Unlike literary works, which can be considered on a relatively linear timeline, laws change constantly, and they don’t have predictive patterns or synchronicity with one another. I remember a request I got years ago to find an 18th century case in the English Reports about a cart wheel, which was only ever reported as a footnote to another decision. But it was being requested as something relevant to the contemporary adjudication of law. It is unlikely that anything happened in that case that was so different from any number of other similar matters that happened that day or that year. There is human intervention involved in selecting the case for inclusion in the reporter series and some large component of randomness that means that this decision was still considered to be relevant while the many others were not.

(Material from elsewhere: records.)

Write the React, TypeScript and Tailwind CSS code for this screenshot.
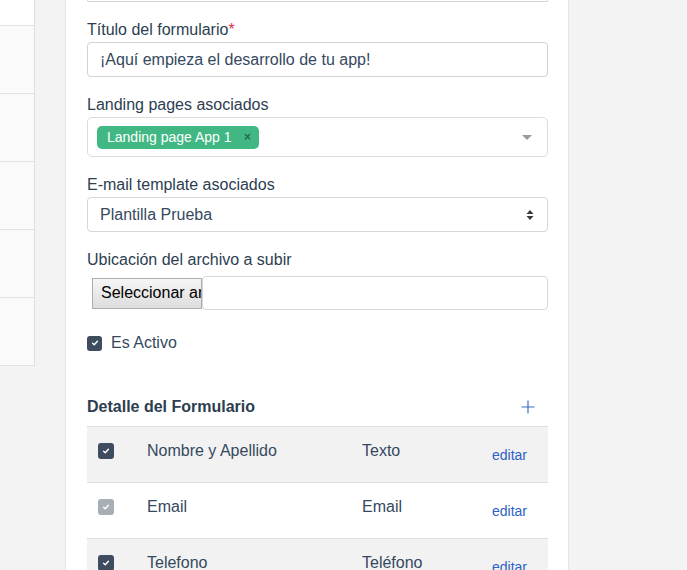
import React from 'react';

const font = { fontFamily: '"Liberation Sans", Arial, sans-serif' };

const Check: React.FC<{ muted?: boolean; size?: string }> = ({ muted, size = 'w-4 h-4' }) => (
  <span className={`${size} ${muted ? 'bg-[#a7aeb6]' : 'bg-[#3d4d5f]'} rounded-[3px] flex items-center justify-center shrink-0`}>
    <svg viewBox="0 0 10 10" className="w-[8px] h-[8px]">
      <path d="M2 5.2 L4.1 7.2 L8 2.8" stroke="#fff" strokeWidth="1.8" fill="none" strokeLinecap="round" strokeLinejoin="round" />
    </svg>
  </span>
);

const rows = [
  { name: 'Nombre y Apellido', type: 'Texto', on: true, bg: 'bg-[#f2f2f2]' },
  { name: 'Email', type: 'Email', on: false, bg: 'bg-white' },
  { name: 'Telefono', type: 'Teléfono', on: true, bg: 'bg-[#f2f2f2]' },
];

export default function App() {
  return (
    <div className="flex h-[570px] overflow-hidden bg-[#f3f3f3] text-[#2c3e50]" style={font}>
      {/* left list */}
      <div className="w-[35px] shrink-0 self-start border-r border-[#dedede]">
        <div className="h-[26px] bg-white border-b border-[#e2e2e2]" />
        {[0, 1, 2, 3, 4].map((i) => (
          <div key={i} className="h-[68px] bg-[#fafafa] border-b border-[#e2e2e2]" />
        ))}
      </div>

      {/* main card */}
      <div className="ml-[30px] w-[504px] shrink-0 bg-white border-x border-[#e6e6e6] pl-[21px] pr-[20px]">
        <div className="h-[2px] border-x border-b border-[#cfd3da] rounded-b-[4px]" />

        <label className="block mt-[18px] mb-[2px] text-[16px] leading-5">
          Título del formulario<span className="text-[#e0334c]">*</span>
        </label>
        <div className="h-[35px] border border-[#cfd3da] rounded-[4px] flex items-center pl-[12px] text-[16px] text-[#35495e]">
          ¡Aquí empieza el desarrollo de tu app!
        </div>

        <label className="block mt-[18px] mb-[2px] text-[16px] leading-5">Landing pages asociados</label>
        <div className="relative h-[40px] border border-[#dcdcdc] rounded-[5px] flex items-center pl-[9px]">
          <span className="h-[23px] w-[162px] rounded-[5px] bg-[#41b883] text-white text-[14px] flex items-center pl-[10px]">
            Landing page App 1
            <span className="ml-auto mr-[8px] text-[#266d4d] text-[12px] font-bold">×</span>
          </span>
          <svg viewBox="0 0 10 6" className="absolute right-[15px] top-[17px] w-[10px] h-[6px]">
            <path d="M0 0 L10 0 L5 5 Z" fill="#999" />
          </svg>
        </div>

        <label className="block mt-[18px] mb-[2px] text-[16px] leading-5">E-mail template asociados</label>
        <div className="relative h-[35px] border border-[#d4d7dc] rounded-[4px] flex items-center pl-[12px] text-[16px] text-[#35495e]">
          Plantilla Prueba
          <svg viewBox="0 0 8 12" className="absolute right-[13px] top-[11px] w-[8px] h-[12px]">
            <path d="M0.5 5 L4 1 L7.5 5 Z M0.5 7 L4 11 L7.5 7 Z" fill="#343a40" />
          </svg>
        </div>

        <label className="block mt-[18px] mb-[6px] text-[16px] leading-5">Ubicación del archivo a subir</label>
        <div className="flex items-center h-[34px]">
          <div className="ml-[5px] w-[110px] h-[31px] border border-[#adadad] bg-gradient-to-b from-[#f6f6f6] to-[#dddddd] text-[16px] text-black overflow-hidden whitespace-nowrap flex items-center pl-[8px]">
            Seleccionar archivo
          </div>
          <div className="flex-1 h-[34px] border border-[#d4d7dc] rounded-[4px] bg-white" />
        </div>

        <div className="mt-[23px] h-[20px] flex items-center text-[16px]">
          <Check size="w-[15px] h-[15px]" />
          <span className="ml-[9px] text-[#35495e]">Es Activo</span>
        </div>

        <div className="mt-[44px] h-[20px] flex items-center">
          <span className="text-[16px] font-bold text-[#2c3e50]">Detalle del Formulario</span>
          <svg viewBox="0 0 14 14" className="ml-auto mr-[13px] w-[14px] h-[14px]">
            <path d="M7 0.5 V13.5 M0.5 7 H13.5" stroke="#3b6fc6" strokeWidth="1.2" />
          </svg>
        </div>

        <div className="mt-[9px]">
          {rows.map((r) => (
            <div key={r.name} className={`${r.bg} h-[56px] border-t border-[#dedede] flex items-start text-[16px]`}>
              <div className="w-[60px] pl-[11px] pt-[16px]">
                <Check muted={!r.on} />
              </div>
              <div className="w-[215px] pt-[14px] leading-5 text-[#35495e]">{r.name}</div>
              <div className="w-[130px] pt-[14px] leading-5 text-[#35495e]">{r.type}</div>
              <div className="pt-[18px] leading-5 text-[14px] text-[#2b62c4]">editar</div>
            </div>
          ))}
        </div>
      </div>
    </div>
  );
}
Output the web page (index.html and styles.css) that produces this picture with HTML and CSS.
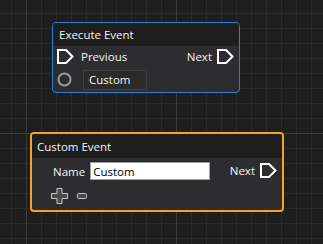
FILE: index.html
```html
<!DOCTYPE html>
<html lang="en">
<head>
    <meta charset="UTF-8">
    <title>Node Graph</title>
    <link rel="stylesheet" href="styles.css">
</head>
<body>
    <div id="canvas">
        <!-- Execute event node -->
        <div class="node node-execute">
            <div class="node-header">Execute Event</div>
            <div class="node-body">
                <div class="pin-row">
                    <div class="pin">
                        <svg class="exec-pin" width="17" height="15" viewBox="0 0 17 15"><path d="M1 1 H9 L15.5 7.5 L9 14 H1 Z"/></svg>
                        <span>Previous</span>
                    </div>
                    <div class="pin">
                        <span>Next</span>
                        <svg class="exec-pin" width="17" height="15" viewBox="0 0 17 15"><path d="M1 1 H9 L15.5 7.5 L9 14 H1 Z"/></svg>
                    </div>
                </div>
                <div class="pin-row">
                    <div class="pin">
                        <svg class="data-pin" width="15" height="15" viewBox="0 0 15 15"><circle cx="7.5" cy="7.5" r="6"/></svg>
                        <div class="value-box">Custom</div>
                    </div>
                </div>
            </div>
        </div>

        <!-- Custom event node -->
        <div class="node node-custom">
            <div class="node-header">Custom Event</div>
            <div class="node-body custom-body">
                <div class="custom-fields">
                    <div class="field">
                        <label>Name</label>
                        <input type="text" value="Custom">
                    </div>
                    <div class="param-buttons">
                        <svg width="17" height="16" viewBox="0 0 17 16"><path d="M6 0.5 H11 V5.5 H16.5 V10.5 H11 V15.5 H6 V10.5 H0.5 V5.5 H6 Z"/></svg>
                        <svg width="10" height="6" viewBox="0 0 10 6"><rect x="0.5" y="0.5" width="9" height="5" rx="1"/></svg>
                    </div>
                </div>
                <div class="pin">
                    <span>Next</span>
                    <svg class="exec-pin" width="17" height="15" viewBox="0 0 17 15"><path d="M1 1 H9 L15.5 7.5 L9 14 H1 Z"/></svg>
                </div>
            </div>
        </div>
    </div>
</body>
</html>
```

FILE: styles.css
```css
* {
    box-sizing: border-box;
    margin: 0;
    padding: 0;
}

body {
    font-family: "Open Sans", sans-serif;
    font-size: 11.5px;
    color: #f5f5f5;
    background-color: #1e1e1e;
}

/* Graph canvas with minor (15px) and major (150px) grid lines */
#canvas {
    position: relative;
    width: 323px;
    height: 244px;
    overflow: hidden;
    background-color: #1e1e1e;
    background-image:
        linear-gradient(to right, #3c3c3c 1px, transparent 1px),
        linear-gradient(to bottom, #3c3c3c 1px, transparent 1px),
        linear-gradient(to right, #2a2a2a 1px, transparent 1px),
        linear-gradient(to bottom, #2a2a2a 1px, transparent 1px);
    background-size: 150px 150px, 150px 150px, 15px 15px, 15px 15px;
    background-position: 26px 0, 0 133px, 11px 0, 0 13px;
}

/* Nodes */
.node {
    position: absolute;
    display: flex;
    flex-direction: column;
    background-color: #2d2d30;
    border-radius: 4px;
    overflow: hidden;
}

.node-header {
    background-color: #1e1e1e;
    display: flex;
    align-items: center;
}

.node-body {
    flex: 1;
}

.node-execute {
    left: 52px;
    top: 22px;
    width: 188px;
    height: 71px;
    border: 1px solid #2a7fd4;
}

.node-execute .node-header {
    height: 23px;
    padding-left: 6px;
}

.node-execute .node-body {
    display: flex;
    flex-direction: column;
    gap: 2px;
    padding: 0 5px 0 4px;
}

.node-custom {
    left: 30px;
    top: 132px;
    width: 254px;
    height: 80px;
    border: 2px solid #f5a422;
}

.node-custom .node-header {
    height: 24px;
    padding-left: 5px;
}

/* Pins */
.pin-row {
    display: flex;
    justify-content: space-between;
    align-items: center;
    height: 21px;
}

.pin {
    display: flex;
    align-items: center;
    gap: 5px;
}

.pin .exec-pin + span {
    margin-left: 2px;
}

.exec-pin path {
    fill: none;
    stroke: #ffffff;
    stroke-width: 2;
}

.data-pin circle {
    fill: none;
    stroke: #9a9a9a;
    stroke-width: 2;
}

.value-box {
    margin-left: 6px;
    width: 64px;
    height: 20px;
    padding-left: 5px;
    line-height: 18px;
    background-color: #2a2a2a;
    border: 1px solid #3e3e40;
}

/* Custom event body */
.custom-body {
    display: flex;
    justify-content: space-between;
    align-items: flex-start;
    padding: 4px 5px 0 21px;
}

.custom-body .pin {
    margin-top: 1px;
}

.field {
    display: flex;
    align-items: center;
    gap: 5px;
}

.field input {
    width: 120px;
    height: 18px;
    padding-left: 2px;
    font-family: "Open Sans", sans-serif;
    font-size: 11.5px;
    color: #000000;
    background-color: #ffffff;
    border: 1px solid #a0a0a0;
    outline: none;
}

.param-buttons {
    display: flex;
    align-items: center;
    gap: 9px;
    margin-top: 8px;
    margin-left: -2px;
}

.param-buttons path,
.param-buttons rect {
    fill: #4a4a4a;
    stroke: #c8c8c8;
    stroke-width: 1;
}
```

In contrast to this ongoing relevance, many decisions, which may seem important at the time, quickly become irrelevant. For example, network analysis carried out in 2013 showed that the cited half life of Ontario Court of Appeal decisions was less than five years. However, this value was calculated in 2013, and there is evidence that historical decisions are being used more over time, so this number is almost certainly lengthening. This may be attributed to the increased availability of older decisions in online systems as these systems continue to mature.
Not only do the laws change over time, but considerations of the time laws were passed continue into the present in ways that may, or may not, make sense. In December, I spent a few days in London, and I took the opportunity to walk around Temple Church (In case anyone is wondering, I was informed that the number of tourists wanting to see the church because of The Da Vinci Code has dropped off significantly in recent years).
In the church there was a display about the Magna Carta that detailed the circumstances of its creation and how it became law in 1215. One of the facts noted is that it was signed at Runnymede. This has since entered into lore, giving rise to ongoing mention of the symbolism of the place such as in Kipling’s “The Reeds of Runnymede.”
However, the important thing about Runnymede at the time was that it is a water meadow and the ground is too soft for cavalry. This made it safer for everyone to be there as opposed to somewhere else. If a similar agreement were signed now, it wouldn’t make sense to choose a place like Runnymede because cavalry hasn’t been important militarily since the 19th century. It’s possible that a similar event would be held there now, but it wouldn’t be chosen for the same reason.
Context is important to understand the law because the text may not perfectly convey the detail of how it should be applied. This means that for contentious issues research may need to be done into the context and intention associated with how laws were passed, which creates a need for books like Susan Barker and Erica Anderson’s Researching Legislative Intent: A Practical Guide.
Sophisticated legal researchers understand this, and they make sure they go to the historical documentation needed to ensure relevant context is considered when warranted. How computing applications will ever do the same thing is unclear, as situations like this are unlikely to appear in training datasets as researchers are more likely to resolve them offline.
In cases with complex legal situations that have important time elements, it is likely that human experts will continue to be necessary for full elucidation of relevant information. But that does not mean there won’t be the need to integrate considerations relating to the passage of time into data-driven systems. Law is multi-dimensional, and time is one of those dimensions.
Without fully integrating time, systems will always face limitations in how far they can be extended. This is not to say there aren’t significant and immediate opportunities to use data-based applications in simpler areas of law. However, it is likely this will continue to be an issue until governments start issuing laws in more machine-readable formats, as the ambiguity in the ways time is handled in the existing legal corpus are confusing for human readers and will likely be insurmountable for computing applications.
Thank you to Paul Magrath at ICLR for the conversation with me about the history of legal London over lunch, which inspired this column.